In its report, Gallup said:

In many companies, gaps exist between the desired culture—the one leaders envision and strive to realize—and the culture that employees experience. These gaps create inconsistency and confusion for employees and customers. The most successful companies identify these gaps and implement strategies, systems and processes that reduce them, taking actions that incrementally move the company closer to its aspired culture. Culture can be a formidable driver of performance. But when a company struggles with gaps between the desired culture and the actual culture, this hinders it from achieving performance goals and meeting customers’ needs.

A case study

Let’s take a look at one company’s values:

  • People as a competitive advantage
  • Ethics
  • What’s right for customers
  • Diversity and inclusion
  • Leadership

The details behind each values statement are found on the web page on which these values are enshrined. In the introduction to the section on Ethics, for example, the company says it “strives to be recognized by our stakeholders as setting the standard among the world’s great companies for integrity and principled performance. This is more than just doing the right thing. We also have to do it in the right way.”

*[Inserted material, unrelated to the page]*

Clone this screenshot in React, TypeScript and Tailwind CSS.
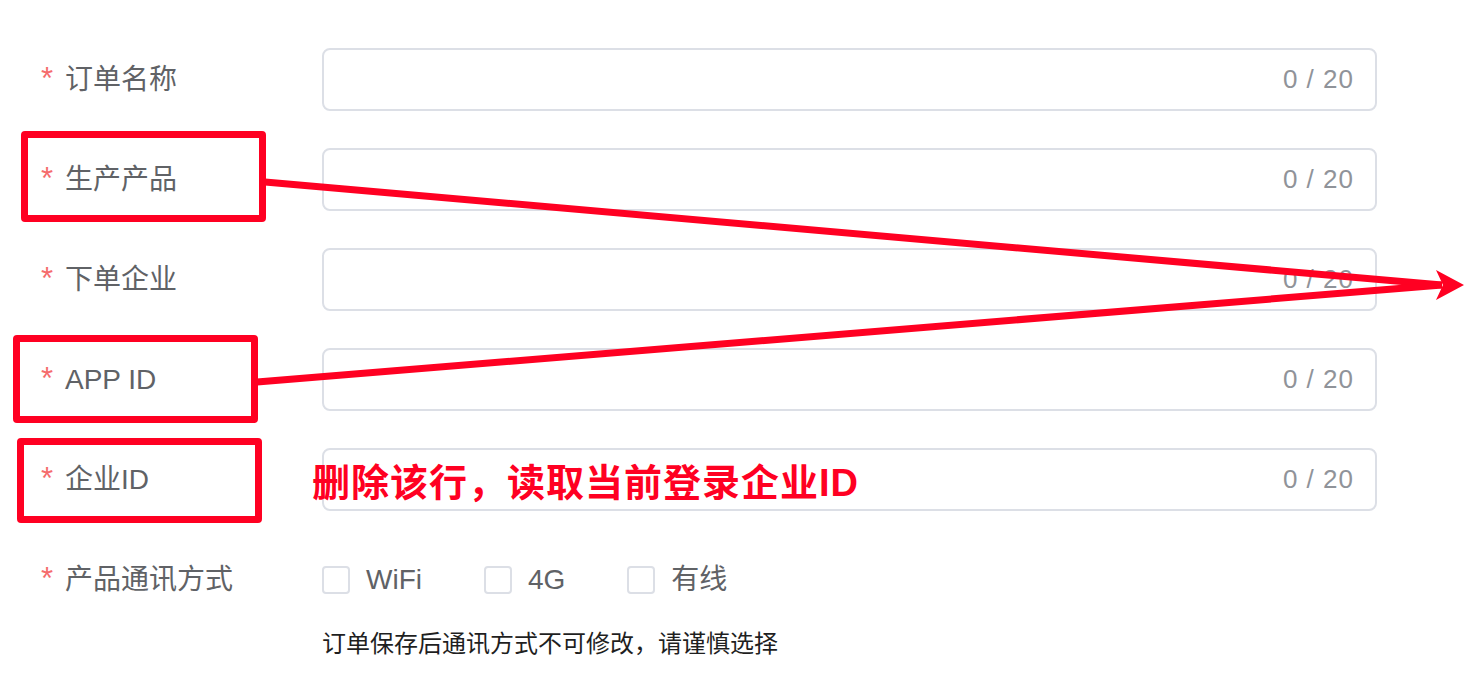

As for What’s right for customers, the company declares, “We value what’s right for our customers in everything we do.”

One more: Leadership. “We all have the responsibility to be the link between the vision of Wells Fargo and our customers.”

You read that right. These are the proclaimed values of Wells Fargo, where employees functioned under such intense pressure to meet sales quotas that they twisted customers’ arms to get them to open new accounts, begged family members to open accounts they didn’t need so they could keep their jobs, and even opened accounts without the customer’s approval or knowledge. According to reports by employees and former employees, this behavior was sanctioned by bosses, their bosses, and their bosses.

When caught, the CEO, John Stumpf, had this to say:

“The 1% that did it wrong, who we fired, terminated, in no way reflects our culture nor reflects the great work the other vast majority of the people do. That’s a false narrative.”

It is beyond comprehension that 5,300 employees somehow collectively adopted these behaviors on their own without leadership’s tacit (if not explicit) approval. (It is equally beyond comprehension that those who were terminated were the only employees who struggled under the pressure that one bank researcher called “a religion” at Wells Fargo.) As for the 264,800 employees who remain, you can be sure they are aware that Carrie Tolstedt, the executive who was responsible for the business unit where the 2 million unauthorized accounts were opened, was due to leave the bank with a $126.4 million package. (The board has since “clawed back that package by $19 million.) Stumpf recently called Tolstedt “a standard-bearer of our culture” and “a champion for our customers.”

That is the same culture in which employees were encouraged to call a whistle-blower hotline to report inappropriate behavior but those who called were fired.

Those remaining 264,800 employees surely perceive a say-do gap between the values on Wells Fargo’s website and the kind of behavior that actually gets rewarded. Can you imagine any front-line employee who is fired up to give discretionary effort to Wells Fargo?

An all-too-common problem

It is not my intent to single out Wells Fargo for criticism. (I did that in a recent Shrink-Wrap video. If you want to hear me vent exclusively about Wells Fargo, watch it.)

The fact is, too many companies proclaim their values while rewarding contradictory behaviors. Communication departments lose credibility when they deliver content about the importance of the values while employees live the reality of the contradictory behaviors the company actually embraces. I remember conducting a focus group for a client and asking employees about the values printed on the backs of their security badges. They laughed. When I asked why, they regaled me with the tale of an executive who had just received a huge promotion with a commensurately high salary bump and other perqs. He got the bonus, I was told, by blowing away his numbers, which he was able to do by violating every one of those values statements. “We can pay attention to what’s printed on our badges,” one focus group participant said, “or we can do what actually gets you ahead in this company.”

Millennials dominate today’s workforce. One study reveals that half of them have moved into management and leadership positions. Deloitte’s Millennial Survey found that a company’s focus on a purpose is at least as important as its ability to generate a profit. Yet 64% of survey respondents believe business is focused on its own agenda at the expense of society at large. Forty-two percent don’t believe businesses behave ethically, 43% don’t believe leaders are committed to helping improve society, and 54% don’t believe business has any ambition whatsoever beyond the bottom line.

These are the people most businesses need to recruit and retain in order to compete and succeed.

Your employer brand and your talent brand need to stress the company’s purpose and its values if the best people are going to commit their energy and skills to your cause. Ensuring those values are more than just words has to start at the top. As for employee communicators, your credibility is toast if you promote a mission and values that don’t stack up against employees’ day-to-day reality unless you position them as aspirational values, ones you want to bake into your culture, an effort that will take a lot of hard work. If that’s the case, outline what’s required and document the steps taken to demonstrate that the effort is sincere and progress is tangible.

If, on the other hand, leadership is as cynical about your company values as John Strumpf and his team were about Wells Fargo’s, your best move may be to dust off your resume.